**Set exercise:**
Quote the listing below in its entirety, omitting every image.

**Data block:**
++++++++++
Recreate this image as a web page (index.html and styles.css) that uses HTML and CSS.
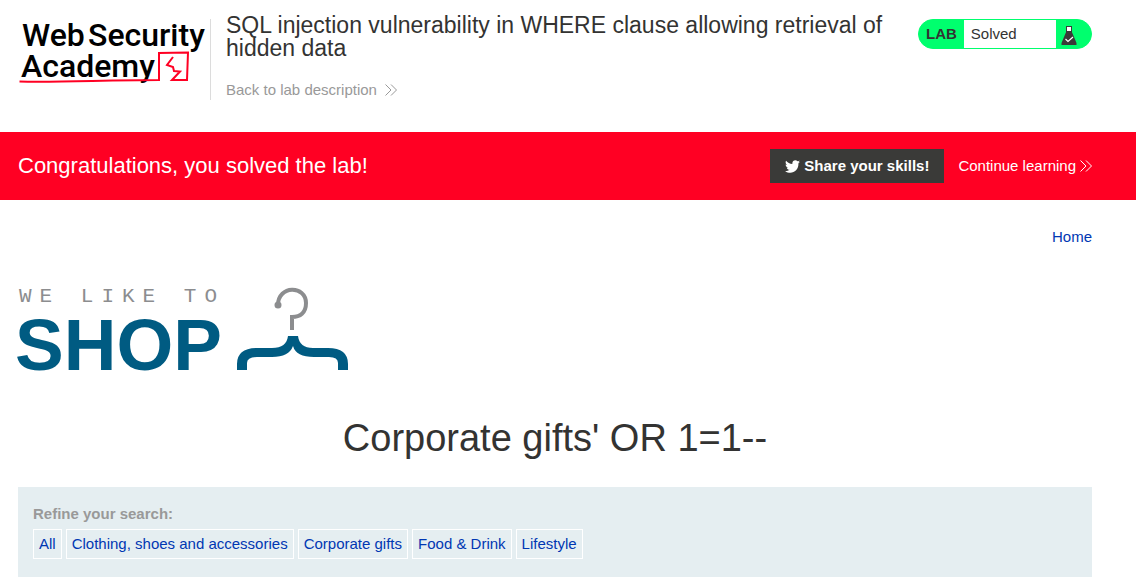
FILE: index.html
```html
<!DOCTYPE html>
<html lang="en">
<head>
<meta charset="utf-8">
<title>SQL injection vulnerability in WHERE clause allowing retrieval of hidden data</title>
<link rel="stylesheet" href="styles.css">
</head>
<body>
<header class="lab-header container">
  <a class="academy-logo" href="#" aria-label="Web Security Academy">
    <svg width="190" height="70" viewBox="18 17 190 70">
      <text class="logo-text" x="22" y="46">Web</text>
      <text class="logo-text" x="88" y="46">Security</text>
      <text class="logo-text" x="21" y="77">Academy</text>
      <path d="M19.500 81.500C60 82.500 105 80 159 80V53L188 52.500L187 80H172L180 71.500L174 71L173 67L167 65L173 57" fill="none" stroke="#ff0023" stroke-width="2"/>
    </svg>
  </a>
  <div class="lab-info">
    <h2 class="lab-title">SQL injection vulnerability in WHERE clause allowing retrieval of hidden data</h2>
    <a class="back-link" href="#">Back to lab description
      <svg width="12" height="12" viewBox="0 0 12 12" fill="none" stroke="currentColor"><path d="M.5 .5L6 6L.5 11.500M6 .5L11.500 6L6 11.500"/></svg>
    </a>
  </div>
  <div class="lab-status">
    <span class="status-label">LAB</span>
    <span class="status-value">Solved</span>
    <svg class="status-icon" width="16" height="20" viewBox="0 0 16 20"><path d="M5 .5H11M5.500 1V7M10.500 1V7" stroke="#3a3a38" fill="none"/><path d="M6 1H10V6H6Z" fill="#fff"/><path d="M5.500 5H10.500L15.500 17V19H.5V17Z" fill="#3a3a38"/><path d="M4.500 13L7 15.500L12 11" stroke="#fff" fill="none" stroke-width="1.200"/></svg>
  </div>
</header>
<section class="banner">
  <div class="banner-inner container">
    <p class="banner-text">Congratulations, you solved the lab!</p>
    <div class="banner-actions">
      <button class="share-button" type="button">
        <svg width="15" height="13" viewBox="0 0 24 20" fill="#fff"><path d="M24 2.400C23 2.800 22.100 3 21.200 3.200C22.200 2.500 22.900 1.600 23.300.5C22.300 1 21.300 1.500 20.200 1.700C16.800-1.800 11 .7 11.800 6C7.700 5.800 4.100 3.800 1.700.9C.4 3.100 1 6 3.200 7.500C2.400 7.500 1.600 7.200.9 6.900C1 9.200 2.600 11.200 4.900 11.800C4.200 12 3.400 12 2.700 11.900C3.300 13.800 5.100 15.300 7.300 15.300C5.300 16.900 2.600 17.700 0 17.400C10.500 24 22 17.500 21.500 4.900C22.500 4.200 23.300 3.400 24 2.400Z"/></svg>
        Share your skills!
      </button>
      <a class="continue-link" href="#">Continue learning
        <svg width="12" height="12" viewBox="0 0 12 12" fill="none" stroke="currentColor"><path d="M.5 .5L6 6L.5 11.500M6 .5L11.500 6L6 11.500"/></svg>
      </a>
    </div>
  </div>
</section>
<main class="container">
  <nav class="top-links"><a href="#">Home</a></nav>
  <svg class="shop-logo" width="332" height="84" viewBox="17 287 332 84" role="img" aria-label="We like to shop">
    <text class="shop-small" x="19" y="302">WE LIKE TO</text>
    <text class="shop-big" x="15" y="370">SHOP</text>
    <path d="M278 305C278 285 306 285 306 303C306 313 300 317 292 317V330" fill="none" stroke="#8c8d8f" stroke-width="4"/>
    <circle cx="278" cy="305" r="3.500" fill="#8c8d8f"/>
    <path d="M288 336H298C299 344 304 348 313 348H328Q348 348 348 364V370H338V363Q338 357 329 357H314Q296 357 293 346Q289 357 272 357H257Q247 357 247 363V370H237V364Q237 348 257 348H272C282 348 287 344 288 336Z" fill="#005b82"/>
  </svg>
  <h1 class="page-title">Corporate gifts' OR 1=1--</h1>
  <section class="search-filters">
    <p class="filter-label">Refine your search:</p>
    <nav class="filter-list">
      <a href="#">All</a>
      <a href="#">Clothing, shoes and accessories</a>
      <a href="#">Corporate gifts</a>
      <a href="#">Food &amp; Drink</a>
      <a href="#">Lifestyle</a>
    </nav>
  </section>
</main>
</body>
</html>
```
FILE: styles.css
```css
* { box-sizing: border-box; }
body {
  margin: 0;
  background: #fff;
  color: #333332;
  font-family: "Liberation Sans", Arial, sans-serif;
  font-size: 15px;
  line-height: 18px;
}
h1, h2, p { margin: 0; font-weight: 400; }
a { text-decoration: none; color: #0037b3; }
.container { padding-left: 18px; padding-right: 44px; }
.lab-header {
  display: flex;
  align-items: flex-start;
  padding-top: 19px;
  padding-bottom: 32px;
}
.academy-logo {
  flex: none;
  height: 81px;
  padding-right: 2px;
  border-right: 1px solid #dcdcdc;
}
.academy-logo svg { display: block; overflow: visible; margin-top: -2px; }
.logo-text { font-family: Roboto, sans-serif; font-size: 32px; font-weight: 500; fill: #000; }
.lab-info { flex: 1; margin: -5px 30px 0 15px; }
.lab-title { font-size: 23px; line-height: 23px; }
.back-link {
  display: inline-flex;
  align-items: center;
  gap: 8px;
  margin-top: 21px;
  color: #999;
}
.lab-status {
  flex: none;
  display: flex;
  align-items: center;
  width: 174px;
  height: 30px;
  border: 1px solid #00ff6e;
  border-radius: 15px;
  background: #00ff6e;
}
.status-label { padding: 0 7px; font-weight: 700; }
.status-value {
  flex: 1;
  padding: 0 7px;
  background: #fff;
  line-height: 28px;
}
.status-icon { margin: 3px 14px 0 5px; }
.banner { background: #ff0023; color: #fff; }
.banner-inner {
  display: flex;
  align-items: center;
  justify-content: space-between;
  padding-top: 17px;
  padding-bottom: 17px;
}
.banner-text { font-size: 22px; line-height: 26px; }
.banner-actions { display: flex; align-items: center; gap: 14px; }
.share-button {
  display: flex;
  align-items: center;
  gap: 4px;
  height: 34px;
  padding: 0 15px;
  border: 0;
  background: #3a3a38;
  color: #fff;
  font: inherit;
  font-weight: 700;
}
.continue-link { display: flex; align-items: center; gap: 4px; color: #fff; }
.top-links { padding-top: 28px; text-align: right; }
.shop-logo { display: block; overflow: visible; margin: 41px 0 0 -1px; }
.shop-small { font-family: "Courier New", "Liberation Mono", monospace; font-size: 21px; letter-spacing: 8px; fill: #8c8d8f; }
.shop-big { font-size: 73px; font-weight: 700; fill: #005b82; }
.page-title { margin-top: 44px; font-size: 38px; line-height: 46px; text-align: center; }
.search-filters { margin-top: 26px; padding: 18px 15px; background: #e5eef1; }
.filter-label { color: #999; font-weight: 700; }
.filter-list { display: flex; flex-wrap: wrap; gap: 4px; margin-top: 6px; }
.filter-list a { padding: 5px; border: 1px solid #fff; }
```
++++++++++
**Finished task:**
Recreate this image as a web page (index.html and styles.css) that uses HTML and CSS.
FILE: index.html
```html
<!DOCTYPE html>
<html lang="en">
<head>
<meta charset="utf-8">
<title>SQL injection vulnerability in WHERE clause allowing retrieval of hidden data</title>
<link rel="stylesheet" href="styles.css">
</head>
<body>
<header class="lab-header container">
  <a class="academy-logo" href="#" aria-label="Web Security Academy">
    <svg width="190" height="70" viewBox="18 17 190 70">
      <text class="logo-text" x="22" y="46">Web</text>
      <text class="logo-text" x="88" y="46">Security</text>
      <text class="logo-text" x="21" y="77">Academy</text>
      <path d="M19.500 81.500C60 82.500 105 80 159 80V53L188 52.500L187 80H172L180 71.500L174 71L173 67L167 65L173 57" fill="none" stroke="#ff0023" stroke-width="2"/>
    </svg>
  </a>
  <div class="lab-info">
    <h2 class="lab-title">SQL injection vulnerability in WHERE clause allowing retrieval of hidden data</h2>
    <a class="back-link" href="#">Back to lab description
      <svg width="12" height="12" viewBox="0 0 12 12" fill="none" stroke="currentColor"><path d="M.5 .5L6 6L.5 11.500M6 .5L11.500 6L6 11.500"/></svg>
    </a>
  </div>
  <div class="lab-status">
    <span class="status-label">LAB</span>
    <span class="status-value">Solved</span>
    <svg class="status-icon" width="16" height="20" viewBox="0 0 16 20"><path d="M5 .5H11M5.500 1V7M10.500 1V7" stroke="#3a3a38" fill="none"/><path d="M6 1H10V6H6Z" fill="#fff"/><path d="M5.500 5H10.500L15.500 17V19H.5V17Z" fill="#3a3a38"/><path d="M4.500 13L7 15.500L12 11" stroke="#fff" fill="none" stroke-width="1.200"/></svg>
  </div>
</header>
<section class="banner">
  <div class="banner-inner container">
    <p class="banner-text">Congratulations, you solved the lab!</p>
    <div class="banner-actions">
      <button class="share-button" type="button">
        <svg width="15" height="13" viewBox="0 0 24 20" fill="#fff"><path d="M24 2.400C23 2.800 22.100 3 21.200 3.200C22.200 2.500 22.900 1.600 23.300.5C22.300 1 21.300 1.500 20.200 1.700C16.800-1.800 11 .7 11.800 6C7.700 5.800 4.100 3.800 1.700.9C.4 3.100 1 6 3.200 7.500C2.400 7.500 1.600 7.200.9 6.900C1 9.200 2.600 11.200 4.900 11.800C4.200 12 3.400 12 2.700 11.900C3.300 13.800 5.100 15.300 7.300 15.300C5.300 16.900 2.600 17.700 0 17.400C10.500 24 22 17.500 21.500 4.900C22.500 4.200 23.300 3.400 24 2.400Z"/></svg>
        Share your skills!
      </button>
      <a class="continue-link" href="#">Continue learning
        <svg width="12" height="12" viewBox="0 0 12 12" fill="none" stroke="currentColor"><path d="M.5 .5L6 6L.5 11.500M6 .5L11.500 6L6 11.500"/></svg>
      </a>
    </div>
  </div>
</section>
<main class="container">
  <nav class="top-links"><a href="#">Home</a></nav>
  <svg class="shop-logo" width="332" height="84" viewBox="17 287 332 84" role="img" aria-label="We like to shop">
    <text class="shop-small" x="19" y="302">WE LIKE TO</text>
    <text class="shop-big" x="15" y="370">SHOP</text>
    <path d="M278 305C278 285 306 285 306 303C306 313 300 317 292 317V330" fill="none" stroke="#8c8d8f" stroke-width="4"/>
    <circle cx="278" cy="305" r="3.500" fill="#8c8d8f"/>
    <path d="M288 336H298C299 344 304 348 313 348H328Q348 348 348 364V370H338V363Q338 357 329 357H314Q296 357 293 346Q289 357 272 357H257Q247 357 247 363V370H237V364Q237 348 257 348H272C282 348 287 344 288 336Z" fill="#005b82"/>
  </svg>
  <h1 class="page-title">Corporate gifts' OR 1=1--</h1>
  <section class="search-filters">
    <p class="filter-label">Refine your search:</p>
    <nav class="filter-list">
      <a href="#">All</a>
      <a href="#">Clothing, shoes and accessories</a>
      <a href="#">Corporate gifts</a>
      <a href="#">Food &amp; Drink</a>
      <a href="#">Lifestyle</a>
    </nav>
  </section>
</main>
</body>
</html>
```
FILE: styles.css
```css
* { box-sizing: border-box; }
body {
  margin: 0;
  background: #fff;
  color: #333332;
  font-family: "Liberation Sans", Arial, sans-serif;
  font-size: 15px;
  line-height: 18px;
}
h1, h2, p { margin: 0; font-weight: 400; }
a { text-decoration: none; color: #0037b3; }
.container { padding-left: 18px; padding-right: 44px; }
.lab-header {
  display: flex;
  align-items: flex-start;
  padding-top: 19px;
  padding-bottom: 32px;
}
.academy-logo {
  flex: none;
  height: 81px;
  padding-right: 2px;
  border-right: 1px solid #dcdcdc;
}
.academy-logo svg { display: block; overflow: visible; margin-top: -2px; }
.logo-text { font-family: Roboto, sans-serif; font-size: 32px; font-weight: 500; fill: #000; }
.lab-info { flex: 1; margin: -5px 30px 0 15px; }
.lab-title { font-size: 23px; line-height: 23px; }
.back-link {
  display: inline-flex;
  align-items: center;
  gap: 8px;
  margin-top: 21px;
  color: #999;
}
.lab-status {
  flex: none;
  display: flex;
  align-items: center;
  width: 174px;
  height: 30px;
  border: 1px solid #00ff6e;
  border-radius: 15px;
  background: #00ff6e;
}
.status-label { padding: 0 7px; font-weight: 700; }
.status-value {
  flex: 1;
  padding: 0 7px;
  background: #fff;
  line-height: 28px;
}
.status-icon { margin: 3px 14px 0 5px; }
.banner { background: #ff0023; color: #fff; }
.banner-inner {
  display: flex;
  align-items: center;
  justify-content: space-between;
  padding-top: 17px;
  padding-bottom: 17px;
}
.banner-text { font-size: 22px; line-height: 26px; }
.banner-actions { display: flex; align-items: center; gap: 14px; }
.share-button {
  display: flex;
  align-items: center;
  gap: 4px;
  height: 34px;
  padding: 0 15px;
  border: 0;
  background: #3a3a38;
  color: #fff;
  font: inherit;
  font-weight: 700;
}
.continue-link { display: flex; align-items: center; gap: 4px; color: #fff; }
.top-links { padding-top: 28px; text-align: right; }
.shop-logo { display: block; overflow: visible; margin: 41px 0 0 -1px; }
.shop-small { font-family: "Courier New", "Liberation Mono", monospace; font-size: 21px; letter-spacing: 8px; fill: #8c8d8f; }
.shop-big { font-size: 73px; font-weight: 700; fill: #005b82; }
.page-title { margin-top: 44px; font-size: 38px; line-height: 46px; text-align: center; }
.search-filters { margin-top: 26px; padding: 18px 15px; background: #e5eef1; }
.filter-label { color: #999; font-weight: 700; }
.filter-list { display: flex; flex-wrap: wrap; gap: 4px; margin-top: 6px; }
.filter-list a { padding: 5px; border: 1px solid #fff; }
```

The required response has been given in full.